George Steinbrenner was a raving maniac; a convicted felon; a twice suspended owner; a reviled and loathed madman for whom no one wanted to work—until he offered them enough money to look past his faults; beyond the rampant and repeated lunacy of the appropriately nicknamed Bronx Zoo. He got away with things because he spent cash and his teams won. Lo and behold, upon his death he turned into a “great man” rather than a capricious, mean and bullying force who embarrassed baseball and his club times too numerous to recount in a small space.

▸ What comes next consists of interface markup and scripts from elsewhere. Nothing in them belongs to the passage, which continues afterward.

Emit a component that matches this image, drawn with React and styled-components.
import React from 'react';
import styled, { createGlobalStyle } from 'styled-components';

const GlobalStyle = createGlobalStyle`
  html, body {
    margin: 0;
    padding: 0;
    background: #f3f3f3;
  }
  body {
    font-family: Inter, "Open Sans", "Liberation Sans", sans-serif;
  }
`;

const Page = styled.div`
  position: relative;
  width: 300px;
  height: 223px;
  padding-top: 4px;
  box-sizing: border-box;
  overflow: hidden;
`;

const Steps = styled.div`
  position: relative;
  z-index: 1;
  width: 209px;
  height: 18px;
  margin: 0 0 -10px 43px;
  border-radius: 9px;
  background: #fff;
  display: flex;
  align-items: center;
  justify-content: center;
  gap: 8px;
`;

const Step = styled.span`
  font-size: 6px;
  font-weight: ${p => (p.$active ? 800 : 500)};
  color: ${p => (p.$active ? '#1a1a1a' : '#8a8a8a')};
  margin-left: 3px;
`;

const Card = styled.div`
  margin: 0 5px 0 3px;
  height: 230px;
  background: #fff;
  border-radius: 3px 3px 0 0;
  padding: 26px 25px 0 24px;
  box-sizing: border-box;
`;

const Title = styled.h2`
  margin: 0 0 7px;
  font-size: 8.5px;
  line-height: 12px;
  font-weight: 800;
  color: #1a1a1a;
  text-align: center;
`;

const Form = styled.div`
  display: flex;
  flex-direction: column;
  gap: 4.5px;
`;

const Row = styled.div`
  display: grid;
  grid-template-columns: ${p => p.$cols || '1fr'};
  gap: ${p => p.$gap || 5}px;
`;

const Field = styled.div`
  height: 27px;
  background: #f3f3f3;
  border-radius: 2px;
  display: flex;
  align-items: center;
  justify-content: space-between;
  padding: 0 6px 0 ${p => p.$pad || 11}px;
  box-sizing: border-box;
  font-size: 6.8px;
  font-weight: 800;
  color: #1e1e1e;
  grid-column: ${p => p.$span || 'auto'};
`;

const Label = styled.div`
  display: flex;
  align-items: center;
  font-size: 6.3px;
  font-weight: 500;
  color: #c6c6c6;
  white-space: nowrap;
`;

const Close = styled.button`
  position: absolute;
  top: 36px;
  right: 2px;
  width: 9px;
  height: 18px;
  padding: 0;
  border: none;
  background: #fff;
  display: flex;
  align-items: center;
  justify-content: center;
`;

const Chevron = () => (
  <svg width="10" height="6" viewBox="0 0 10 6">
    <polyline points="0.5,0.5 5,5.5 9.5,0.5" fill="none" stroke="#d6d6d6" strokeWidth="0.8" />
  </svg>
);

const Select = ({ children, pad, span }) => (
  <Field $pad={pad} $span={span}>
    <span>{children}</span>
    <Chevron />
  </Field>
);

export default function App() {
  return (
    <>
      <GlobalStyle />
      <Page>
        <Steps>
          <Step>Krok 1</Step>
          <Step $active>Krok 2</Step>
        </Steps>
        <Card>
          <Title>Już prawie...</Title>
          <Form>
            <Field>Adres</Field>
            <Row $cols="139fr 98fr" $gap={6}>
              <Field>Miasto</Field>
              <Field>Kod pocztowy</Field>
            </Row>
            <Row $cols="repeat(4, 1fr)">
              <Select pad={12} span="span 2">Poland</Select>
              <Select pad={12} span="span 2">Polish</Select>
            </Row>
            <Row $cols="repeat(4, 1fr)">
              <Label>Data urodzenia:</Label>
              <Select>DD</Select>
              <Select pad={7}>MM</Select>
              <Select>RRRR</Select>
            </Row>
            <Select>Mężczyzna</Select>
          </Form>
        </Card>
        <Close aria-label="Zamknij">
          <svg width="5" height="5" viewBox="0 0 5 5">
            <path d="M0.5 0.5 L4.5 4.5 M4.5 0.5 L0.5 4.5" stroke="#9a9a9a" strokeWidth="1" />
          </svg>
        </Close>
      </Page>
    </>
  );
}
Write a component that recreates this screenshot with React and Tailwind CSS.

I don’t know if you can go through the list of sports owners and not find a vast percentage who were clownish and brutal in their treatment of underlings. Marge Schott; Jeffrey Loria; Ray Kroc; Tom Hicks; Peter Angelos; Drayton McLane; Vince Naimoli; Frank McCourt—all said and did things that created controversy and a media frenzy.
You can focus on their negatives or their positives based on whatever’s convenient.
Steinbrenner donated tons of money to charities and paid for the educations of the children of killed-in-action firefighters and police; Loria’s team wins under a minimalist budget; McLane’s teams were successful and his overruling his baseball people turned out to be right several times; Angelos’s teams were successful early in his ownership; McCourt’s teams have been a pitch or two away from back-to-back World Series appearances.
Had the Mets gotten one extra hit in 2006, 2007 and 2008 there was a legitimate possibility of three straight World Series appearances/wins.
How would that have altered the view of the Mets and their ownership?
Skilled writers who clearly had an agenda like Toobin can adjust stories to highlight points that will draw the most attention; the media-at-large can take that to establish or bolster their own personal biases and beliefs.
That’s what’s happening now.
It’s meaningless.
It’s ridiculous.
It’s a farce.
You can say the same about the Mets if you want, but it won’t be due to this article by Jeffrey Toobin or the over-the-top reactions to it.